The requirement to have at least two years continuous employment applies equally to unfair dismissals arising from a gross misconduct dismissal as it does to other forms of dismissal. This means if you do not have two years continuous employment you cannot claim unfair dismissal.

Settlement agreement

settlement agreement is a common tool of dispute resolution.  We will review, negotiate and settle for you. We also deal with announcements to the market and internal announcements – always working to preserve your reputation.  We agree references which exclude any reference to the alleged act.

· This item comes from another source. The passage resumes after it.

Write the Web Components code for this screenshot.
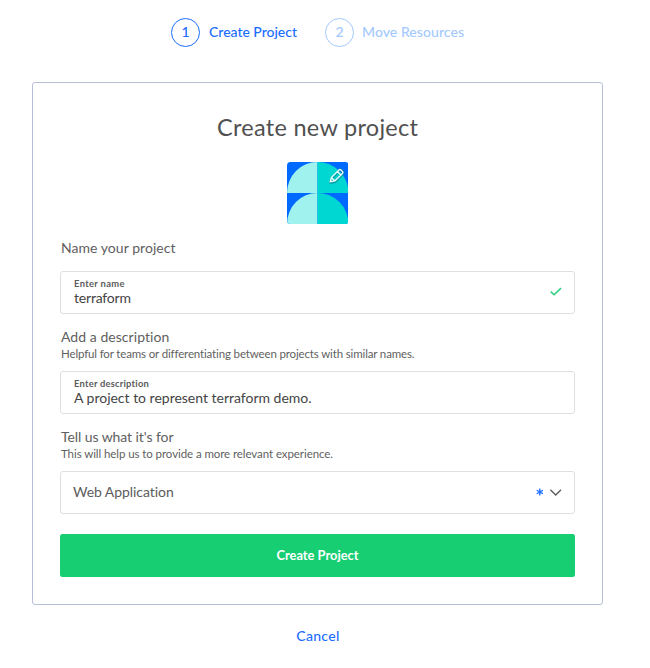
<!DOCTYPE html>
<html lang="en">
<head>
<meta charset="utf-8">
<title>Create new project</title>
<style>
body{margin:0;background:#fff;font-family:Lato,"Open Sans",sans-serif;color:#5b5b5b}
</style>
</head>
<body>
<project-page></project-page>
<script>
const define=(name,html,setup)=>customElements.define(name,class extends HTMLElement{
  connectedCallback(){
    if(this.shadowRoot)return;
    this.attachShadow({mode:'open'}).innerHTML=html;
    if(setup)setup(this,this.shadowRoot);
  }
});

/* One line of text, tracked so that it spans the given width. */
define('text-line',`<style>
:host{display:block;white-space:nowrap}
span{display:inline-block}
</style><span><slot></slot></span>`,(el,root)=>{
  const span=root.querySelector('span'),w=+el.getAttribute('width'),n=el.textContent.length;
  span.style.letterSpacing='0';
  const s=(w-span.getBoundingClientRect().width)/(n-1);
  span.style.letterSpacing=s+'px';
  span.style.marginRight=-s+'px';
});

define('step-item',`<style>
:host{display:flex;align-items:center;gap:9px;color:#1a6dff;font-size:14px;line-height:18px;font-weight:500}
:host([pending]){color:#a3c9ff;gap:8px}
.n{box-sizing:border-box;width:29px;height:29px;border:1.3px solid currentColor;border-radius:50%;display:flex;align-items:center;justify-content:center;padding-bottom:2px}
slot{display:block;padding-bottom:2px}
</style><div class="n"></div><slot></slot>`,(el,root)=>{root.querySelector('.n').textContent=el.getAttribute('number')});

define('project-avatar',`<style>
:host{display:block;width:61.5px;height:62px;margin:21px auto 0}svg{display:block}
</style><svg width="61.5" height="62" viewBox="0 0 61.5 62">
<defs><clipPath id="c"><rect width="61.5" height="62" rx="3.5"/></clipPath></defs>
<g clip-path="url(#c)"><rect width="61.5" height="62" fill="#0069ff"/>
<path d="M0 31A30.5 31 0 0 1 30.5 0V31ZM0 62A30.5 31 0 0 1 30.5 31V62Z" fill="#a0f2ee"/>
<path d="M61.5 31A31 31 0 0 0 30.5 0V31ZM61.5 62A31 31 0 0 0 30.5 31V62Z" fill="#00d7d2"/>
</g>
<g fill="none" stroke-linejoin="round"><path d="M43.6 20.6l1.2-4.4 7.8-7.8q1-1 2 0l1.4 1.4q1 1 0 2l-7.8 7.8z" stroke="#087f92" stroke-opacity=".6" stroke-width="3"/>
<path d="M43.2 19.8l1.2-4.2 7.6-7.6q1-1 2 0l1.4 1.4q1 1 0 2l-7.6 7.5zM44.5 15.8l3.2 3.1M50.4 9.6l3.3 3.3" stroke="#e9ffff" stroke-width="1.4"/></g>
</svg>`);

define('form-section',`<style>
:host{display:block}
.label{font-size:14px;line-height:18px;padding-left:1px;color:#606060}
.help{font-size:11.5px;line-height:16px;padding-left:1px;color:#5f5f5f}
</style><div class="label"><slot name="label"></slot></div><div class="help"><slot name="help"></slot></div><slot></slot>`,
(el,root)=>{if(!el.querySelector('[slot=help]'))root.querySelector('.help').remove()});

define('input-box',`<style>
:host{box-sizing:border-box;display:flex;align-items:center;justify-content:space-between;height:42.5px;border:1px solid #dfdfdf;border-radius:3px;padding:0 12px 0 13px}
.hint{font-size:9.4px;line-height:12px;font-weight:700;color:#5b5b5b}
.value{font-size:14px;line-height:16px;color:#444}
:host([select]) .value{color:#5b5b5b;margin-left:-1px}
</style><div><div class="hint"><slot name="hint"></slot></div><div class="value"><slot></slot></div></div>
<slot name="icon"></slot>`);

define('check-icon',`<style>:host,svg{display:block}</style>
<svg width="13" height="10" viewBox="0 0 13 10"><path d="M1.7 4.6l3.4 3.1L12 1.1" fill="none" stroke="#2bcf80" stroke-width="1.5"/></svg>`);
define('select-icons',`<style>:host{display:flex;align-items:center;gap:6px}</style>
<svg width="8" height="8" viewBox="0 0 8 8"><path d="M4.8 .4V7.6M1.7 2.2L7.9 5.8M7.9 2.2L1.7 5.8" stroke="#1a6dff" stroke-width="1.3" /></svg>
<svg width="13" height="9" viewBox="0 0 13 9"><path d="M1.4 1.7l5.3 5.3L12 1.7" fill="none" stroke="#5b5b5b" stroke-width="1.3"/></svg>`);

define('green-button',`<style>
:host{display:flex;align-items:center;justify-content:center;height:42.5px;background:#17ce73;border-radius:2.5px;color:#fff;font-size:12.8px;line-height:18px;font-weight:700}
</style><slot></slot>`);

define('project-card',`<style>
:host{display:block;box-sizing:border-box;width:571px;height:523px;margin:35px 0 0 32px;border:1px solid #b8bfda;border-radius:3px;padding:30px 27px 0}
</style><slot></slot>`);

define('project-page',`<style>
:host{display:block;box-sizing:border-box;height:668px;padding-top:18px;overflow:hidden}
nav{display:flex;gap:28px;padding-left:171px}
.title{display:flex;justify-content:center;font-size:23.5px;line-height:28px;color:#505050}
form-section{margin-top:14px}
form-section:first-of-type{margin-top:15px}
input-box{margin-top:9.5px}
form-section:first-of-type input-box{margin-top:14px}
green-button{margin-top:20.5px}
.cancel{display:flex;justify-content:center;width:635.5px;margin-top:21.5px;font-size:14px;line-height:18px;font-weight:500;color:#1a6dff}
</style>
<nav><step-item number="1"><text-line width="88">Create Project</text-line></step-item>
<step-item number="2" pending><text-line width="102">Move Resources</text-line></step-item></nav>
<project-card>
<div class="title"><text-line width="201">Create new project</text-line></div>
<project-avatar></project-avatar>
<form-section><text-line slot="label" width="114.5">Name your project</text-line>
<input-box><text-line slot="hint" width="50.5">Enter name</text-line><text-line width="57">terraform</text-line><check-icon slot="icon"></check-icon></input-box></form-section>
<form-section><text-line slot="label" width="108.5">Add a description</text-line><text-line slot="help" width="353.5">Helpful for teams or differentiating between projects with similar names.</text-line>
<input-box><text-line slot="hint" width="75">Enter description</text-line><text-line width="237.5">A project to represent terraform demo.</text-line></input-box></form-section>
<form-section><text-line slot="label" width="112.5">Tell us what it's for</text-line><text-line slot="help" width="272">This will help us to provide a more relevant experience.</text-line>
<input-box select><text-line width="101">Web Application</text-line><select-icons slot="icon"></select-icons></input-box></form-section>
<green-button><text-line width="82">Create Project</text-line></green-button>
</project-card>
<div class="cancel"><text-line width="43">Cancel</text-line></div>`);
</script>
</body>
</html>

Resolving gross misconduct allegations – track record

  • Negotiating on behalf of a director dismissed for gross misconduct for claiming the reimbursement of his partner’s hotel bill, for which he was not entitled to claim. During the negotiations it transpired that the true reason for his dismissal was that the other directors no longer wanted him on the board. We were able to negotiate an enhanced settlement agreement which reflected his current remuneration package.
  • Our client was in a senior position within an investment bank. We advised her to raise a grievance against her employer who had initiated a disciplinary action for poor performance. The disciplinary was heading towards dismissal for gross misconduct. We put forward a strong case of bullying and challenged the evidence supporting the allegation and on the strength of these the employer decided to settle.
  • Challenged evidence in support of a dismissal for gross misconduct revealing the true reason for the dismissal which was discrimination on the grounds of disability.
  • Negotiated a fair price for a dismissed director/shareholder of an IT company who was forced to sell his shares following a dismissal. Our advice extended to tax advice on the gain.

An accusation of gross misconduct is stressful for any employee or director. Many issues come into play. We are sensible and will always give you a realistic overview on the strength of your defence to gross misconduct and the likely outcomes.